If we have copied the files to local disk as specified in the config, we return those local paths. Otherwise return the original paths.

vissl.data.dataset_catalog.check_data_exists(data_files)[source]

Check that the input data files exist. If the data_files is a list, we iteratively check for each file in the list.

vissl.data.dataset_catalog.register_pascal_voc()[source]

Register PASCAL VOC 2007 and 2012 datasets to the data catalog. We first look up for these datasets paths in the dataset catalog, if the paths exist, we register, otherwise we remove the voc_data from the catalog registry.

vissl.data.dataset_catalog.register_coco()[source]

Register COCO 2004 datasets to the data catalog. We first look up for these datasets paths in the dataset catalog, if the paths exist, we register, otherwise we remove the coco2014_folder from the catalog registry.

vissl.data.dataset_catalog.register_datasets(json_catalog_path)[source]

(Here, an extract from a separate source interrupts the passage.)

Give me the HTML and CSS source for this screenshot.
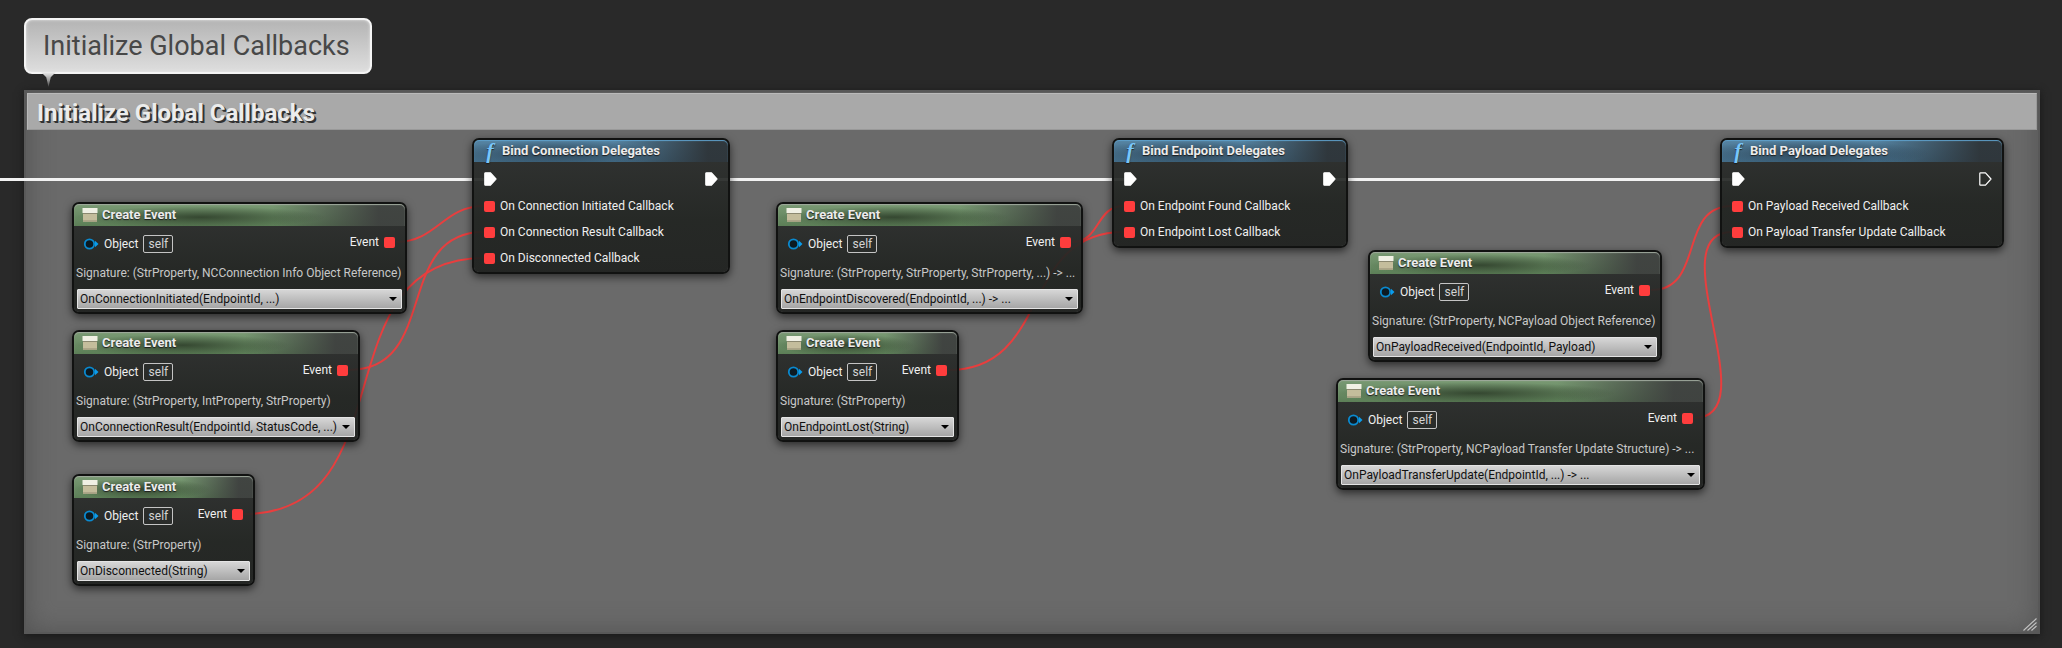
FILE: index.html
```html
<!DOCTYPE html>
<html lang="en">
<head>
<meta charset="utf-8">
<title>Initialize Global Callbacks</title>
<link rel="stylesheet" href="styles.css">
</head>
<body>
<svg class="defs" aria-hidden="true">
  <symbol id="event-icon" viewBox="0 0 16 16">
    <path d="M1 7h14v7.5H1z" fill="#c4bd9c"/>
    <path d="M1 13h14v1.8H1z" fill="#aca588"/>
    <path d="M.5 1h15v5H.5z" fill="#f0f0e4"/>
    <path d="M1 6h14v1H1z" fill="#8b8870"/>
  </symbol>
  <symbol id="object-pin" viewBox="0 0 16 12">
    <circle cx="6.500" cy="6" r="4.700" fill="#0c1a22" stroke="#0a8ad0" stroke-width="1.800"/>
    <path d="M12 2.800 15.500 6 12 9.200z" fill="#0a9cec"/>
  </symbol>
  <symbol id="exec-pin" viewBox="0 0 13 14">
    <path d="M1.500 .8h5L12 7l-5.500 6.200h-5a.7.7 0 0 1-.7-.7v-11a.7.7 0 0 1 .7-.7z" stroke="#fff" stroke-width="1.200" stroke-linejoin="round"/>
  </symbol>
</svg>
<main class="graph">
  <p class="bubble">Initialize Global Callbacks</p>
  <section class="comment">
    <h1 class="comment-title">Initialize Global Callbacks</h1>
    <svg class="grip" viewBox="0 0 14 13" aria-hidden="true"><path d="M.5 12.500 13.500 .5M4.500 12.500l9-8M8.500 12.500l5-4.500" stroke="#c4c4c4" stroke-width="1.100" fill="none"/></svg>
  </section>
  <svg class="wires" aria-hidden="true">
    <g class="exec">
      <path d="M0 179.500H484"/><path d="M718 179.500H1124"/><path d="M1336 179.500H1732"/>
    </g>
    <g class="delegate">
      <path d="M396 242C437 242 443 206 484 206"/>
      <path d="M349 370C440 370 393 232 484 232"/>
      <path d="M244 514C409 514 319 258 484 258"/>
      <path d="M1072 242C1101 242 1095 206 1124 206"/>
      <path d="M948 370C1053 370 1019 232 1124 232"/>
      <path d="M1651 290C1706 290 1677 206 1732 206"/>
      <path d="M1694 418C1769 418 1657 232 1732 232"/>
    </g>
  </svg>

  <article class="node event-node connection-initiated">
    <h2 class="node-title"><svg class="event-icon"><use href="#event-icon"/></svg>Create Event</h2>
    <div class="io"><label class="object"><svg class="object-pin"><use href="#object-pin"/></svg>Object<input class="self" value="self"></label><span class="output">Event<i class="pin"></i></span></div>
    <p class="signature">Signature: (StrProperty, NCConnection Info Object Reference)</p>
    <div class="picker"><select aria-label="Function"><option>OnConnectionInitiated(EndpointId, ...)</option></select></div>
  </article>

  <article class="node event-node connection-result">
    <h2 class="node-title"><svg class="event-icon"><use href="#event-icon"/></svg>Create Event</h2>
    <div class="io"><label class="object"><svg class="object-pin"><use href="#object-pin"/></svg>Object<input class="self" value="self"></label><span class="output">Event<i class="pin"></i></span></div>
    <p class="signature">Signature: (StrProperty, IntProperty, StrProperty)</p>
    <div class="picker"><select aria-label="Function"><option>OnConnectionResult(EndpointId, StatusCode, ...)</option></select></div>
  </article>

  <article class="node event-node disconnected">
    <h2 class="node-title"><svg class="event-icon"><use href="#event-icon"/></svg>Create Event</h2>
    <div class="io"><label class="object"><svg class="object-pin"><use href="#object-pin"/></svg>Object<input class="self" value="self"></label><span class="output">Event<i class="pin"></i></span></div>
    <p class="signature">Signature: (StrProperty)</p>
    <div class="picker"><select aria-label="Function"><option>OnDisconnected(String)</option></select></div>
  </article>

  <article class="node event-node endpoint-discovered">
    <h2 class="node-title"><svg class="event-icon"><use href="#event-icon"/></svg>Create Event</h2>
    <div class="io"><label class="object"><svg class="object-pin"><use href="#object-pin"/></svg>Object<input class="self" value="self"></label><span class="output">Event<i class="pin"></i></span></div>
    <p class="signature">Signature: (StrProperty, StrProperty, StrProperty, ...) -&gt; ...</p>
    <div class="picker"><select aria-label="Function"><option>OnEndpointDiscovered(EndpointId, ...) -&gt; ...</option></select></div>
  </article>

  <article class="node event-node endpoint-lost">
    <h2 class="node-title"><svg class="event-icon"><use href="#event-icon"/></svg>Create Event</h2>
    <div class="io"><label class="object"><svg class="object-pin"><use href="#object-pin"/></svg>Object<input class="self" value="self"></label><span class="output">Event<i class="pin"></i></span></div>
    <p class="signature">Signature: (StrProperty)</p>
    <div class="picker"><select aria-label="Function"><option>OnEndpointLost(String)</option></select></div>
  </article>

  <article class="node event-node payload-received">
    <h2 class="node-title"><svg class="event-icon"><use href="#event-icon"/></svg>Create Event</h2>
    <div class="io"><label class="object"><svg class="object-pin"><use href="#object-pin"/></svg>Object<input class="self" value="self"></label><span class="output">Event<i class="pin"></i></span></div>
    <p class="signature">Signature: (StrProperty, NCPayload Object Reference)</p>
    <div class="picker"><select aria-label="Function"><option>OnPayloadReceived(EndpointId, Payload)</option></select></div>
  </article>

  <article class="node event-node payload-update">
    <h2 class="node-title"><svg class="event-icon"><use href="#event-icon"/></svg>Create Event</h2>
    <div class="io"><label class="object"><svg class="object-pin"><use href="#object-pin"/></svg>Object<input class="self" value="self"></label><span class="output">Event<i class="pin"></i></span></div>
    <p class="signature">Signature: (StrProperty, NCPayload Transfer Update Structure) -&gt; ...</p>
    <div class="picker"><select aria-label="Function"><option>OnPayloadTransferUpdate(EndpointId, ...) -&gt; ...</option></select></div>
  </article>

  <article class="node bind-node bind-connection">
    <h2 class="node-title"><span class="function-icon" aria-hidden="true">f</span>Bind Connection Delegates</h2>
    <div class="exec-row"><svg class="exec-pin linked"><use href="#exec-pin"/></svg><svg class="exec-pin linked"><use href="#exec-pin"/></svg></div>
    <ul class="inputs">
      <li><i class="pin"></i>On Connection Initiated Callback</li>
      <li><i class="pin"></i>On Connection Result Callback</li>
      <li><i class="pin"></i>On Disconnected Callback</li>
    </ul>
  </article>

  <article class="node bind-node bind-endpoint">
    <h2 class="node-title"><span class="function-icon" aria-hidden="true">f</span>Bind Endpoint Delegates</h2>
    <div class="exec-row"><svg class="exec-pin linked"><use href="#exec-pin"/></svg><svg class="exec-pin linked"><use href="#exec-pin"/></svg></div>
    <ul class="inputs">
      <li><i class="pin"></i>On Endpoint Found Callback</li>
      <li><i class="pin"></i>On Endpoint Lost Callback</li>
    </ul>
  </article>

  <article class="node bind-node bind-payload">
    <h2 class="node-title"><span class="function-icon" aria-hidden="true">f</span>Bind Payload Delegates</h2>
    <div class="exec-row"><svg class="exec-pin linked"><use href="#exec-pin"/></svg><svg class="exec-pin"><use href="#exec-pin"/></svg></div>
    <ul class="inputs">
      <li><i class="pin"></i>On Payload Received Callback</li>
      <li><i class="pin"></i>On Payload Transfer Update Callback</li>
    </ul>
  </article>
</main>
</body>
</html>
```
FILE: styles.css
```css
* { box-sizing: border-box; }

body {
  margin: 0;
  background: #292929;
  color: #f0f0f0;
  font: 12px/16px Roboto, "Liberation Sans", sans-serif;
}

h1, h2, p, ul { margin: 0; padding: 0; }
.defs { position: absolute; width: 0; height: 0; }

.graph {
  position: relative;
  display: flex;
  flex-direction: column;
  align-items: flex-start;
  gap: 16px;
  min-height: 100vh;
  padding: 18px 22px 14px 24px;
  overflow: hidden;
}

/* Zoomed-out comment bubble */
.bubble {
  position: relative;
  padding: 10px 20px 10px 17px;
  border: 2px solid #f4f4f4;
  border-radius: 8px;
  background: linear-gradient(#b4b4b4, #dedede);
  box-shadow: inset 0 0 3px #e8e8e8;
  color: #484848;
  font-size: 27px;
  line-height: 32px;
  white-space: nowrap;
}
.bubble::after {
  content: "";
  position: absolute;
  left: 15px;
  top: 100%;
  width: 15px;
  height: 15px;
  background: linear-gradient(#f0f0f0, #4c4c4c);
  clip-path: polygon(0 0, 100% 0, 65% 35%, 50% 100%, 35% 35%);
}

/* Comment region */
.comment {
  position: relative;
  flex: 1;
  align-self: stretch;
  padding: 3px;
  background: #6a6a6a;
  box-shadow: inset 0 0 0 2px #585858, inset 0 0 28px #505050, 0 2px 8px #181818;
}
.comment-title {
  padding: 7px 9px 3px;
  border: 1px solid #999;
  border-top-color: #bababa;
  border-left-color: #bababa;
  background: #a9a9a9;
  color: #ececec;
  font-size: 24px;
  font-weight: 700;
  line-height: 25px;
  text-shadow: 1px 1px 1px #333, 2px 2px 0 #333;
}
.grip { position: absolute; right: 3px; bottom: 3px; width: 14px; height: 13px; }

/* Wires */
.wires { position: absolute; inset: 0; width: 100%; height: 100%; fill: none; }
.exec { stroke: #f2f2f2; stroke-width: 3px; }
.delegate { stroke: #e83e3e; stroke-width: 2px; }

/* Nodes */
.node {
  position: absolute;
  border: 2px solid #111211;
  border-radius: 7px;
  background: linear-gradient(rgba(46, 48, 47, .93), rgba(33, 36, 33, .93) 60%, rgba(31, 33, 31, .93));
  background-clip: padding-box;
  box-shadow: 0 3px 8px rgba(0, 0, 0, .6);
  white-space: nowrap;
}
.node-title {
  display: flex;
  align-items: center;
  gap: 4px;
  height: 22px;
  padding-left: 8px;
  border-radius: 5px 5px 0 0;
  color: #ececec;
  font-size: 13px;
  font-weight: 700;
  line-height: 20px;
  text-shadow: 0 1px 1px #1c1c1c;
}
.event-node .node-title {
  background:
    radial-gradient(ellipse 38% 50% at 38% 60%, rgba(44, 60, 40, .85), transparent),
    linear-gradient(90deg, transparent 60%, rgba(62, 64, 63, .95) 92%),
    linear-gradient(#7a9a74, #5c7f57);
  box-shadow: inset 0 1px 1px #a0aa9e;
}
.bind-node .node-title {
  background:
    radial-gradient(ellipse 42% 60% at 32% 60%, rgba(40, 58, 72, .8), transparent),
    linear-gradient(90deg, transparent 55%, rgba(46, 52, 56, .95) 92%),
    linear-gradient(#5684a3, #426c88);
  box-shadow: inset 0 1px 1px #5f9fc9;
}
.event-icon { width: 16px; height: 16px; }
.function-icon {
  width: 16px;
  color: #78c6fa;
  font: italic 700 22px/20px "Liberation Serif", serif;
  text-align: center;
}

.pin { width: 11px; height: 11px; border-radius: 2px; background: #ff3d3d; }

.io {
  display: flex;
  justify-content: space-between;
  align-items: flex-start;
  padding: 8px 10px 0 9px;
}
.object, .output { display: flex; align-items: center; }
.object { padding-top: 1px; }
.object-pin { width: 16px; height: 12px; margin-right: 5px; }
.self {
  width: 30px;
  height: 18px;
  margin-left: 5px;
  padding: 0;
  border: 1px solid #c4c4c4;
  border-radius: 2px;
  background: transparent;
  color: #d4d4d4;
  font: inherit;
  text-align: center;
}
.output { gap: 5px; }
.signature { padding: 12px 2px 8px; color: #c8c8c8; }

.picker { position: relative; padding: 0 3px 3px; }
.picker select {
  display: block;
  width: 100%;
  height: 20px;
  padding: 0 2px;
  border: 1px solid #e4e4e4;
  border-radius: 1px;
  appearance: none;
  background: linear-gradient(#d6d6d6, #a6a6a6);
  color: #101010;
  font: inherit;
}
.picker::after {
  content: "";
  position: absolute;
  right: 8px;
  top: 8px;
  border: 4px solid transparent;
  border-top-color: #000;
  border-bottom: 0;
  pointer-events: none;
}

.exec-row { display: flex; justify-content: space-between; padding: 10px 10px 7px; }
.exec-pin { width: 13px; height: 14px; fill: none; }
.exec-pin.linked { fill: #fff; }
.inputs { padding-bottom: 1px; list-style: none; }
.inputs li { display: flex; align-items: center; gap: 5px; height: 26px; padding-left: 10px; }

/* Node placement on the canvas */
.connection-initiated { left: 72px; top: 202px; width: 335px; }
.connection-result { left: 72px; top: 330px; width: 288px; }
.disconnected { left: 72px; top: 474px; width: 183px; }
.endpoint-discovered { left: 776px; top: 202px; width: 307px; }
.endpoint-lost { left: 776px; top: 330px; width: 183px; }
.payload-received { left: 1368px; top: 250px; width: 294px; }
.payload-update { left: 1336px; top: 378px; width: 369px; }
.bind-connection { left: 472px; top: 138px; width: 258px; }
.bind-endpoint { left: 1112px; top: 138px; width: 236px; }
.bind-payload { left: 1720px; top: 138px; width: 284px; }
```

If the json dataset_catalog file is found, we register the datasets specified in the catalog with VISSL. If the catalog also specified VOC or coco datasets, we resister them

Parameters

json_catalog_path (str) – the path to the json dataset catalog

vissl.data.dataset_catalog.get_data_files(split, dataset_config)[source]
Get the path to the dataset (images and labels).
  1. If the user has explicitly specified the data_sources, we simply use those and don’t do lookup in the datasets registered with VISSL from the dataset catalog.

  2. If the user hasn’t specified the path, look for the dataset in the datasets catalog registered with VISSL. For a given list of datasets and a given partition (train/test), we first verify that we have the dataset and the correct source as specified by the user. Then for each dataset in the list, we get the data path (make sure it exists, sources match). For the label file, the file is optional.

Once we have the dataset original paths, we replace the path with the local paths if the data was copied to local disk.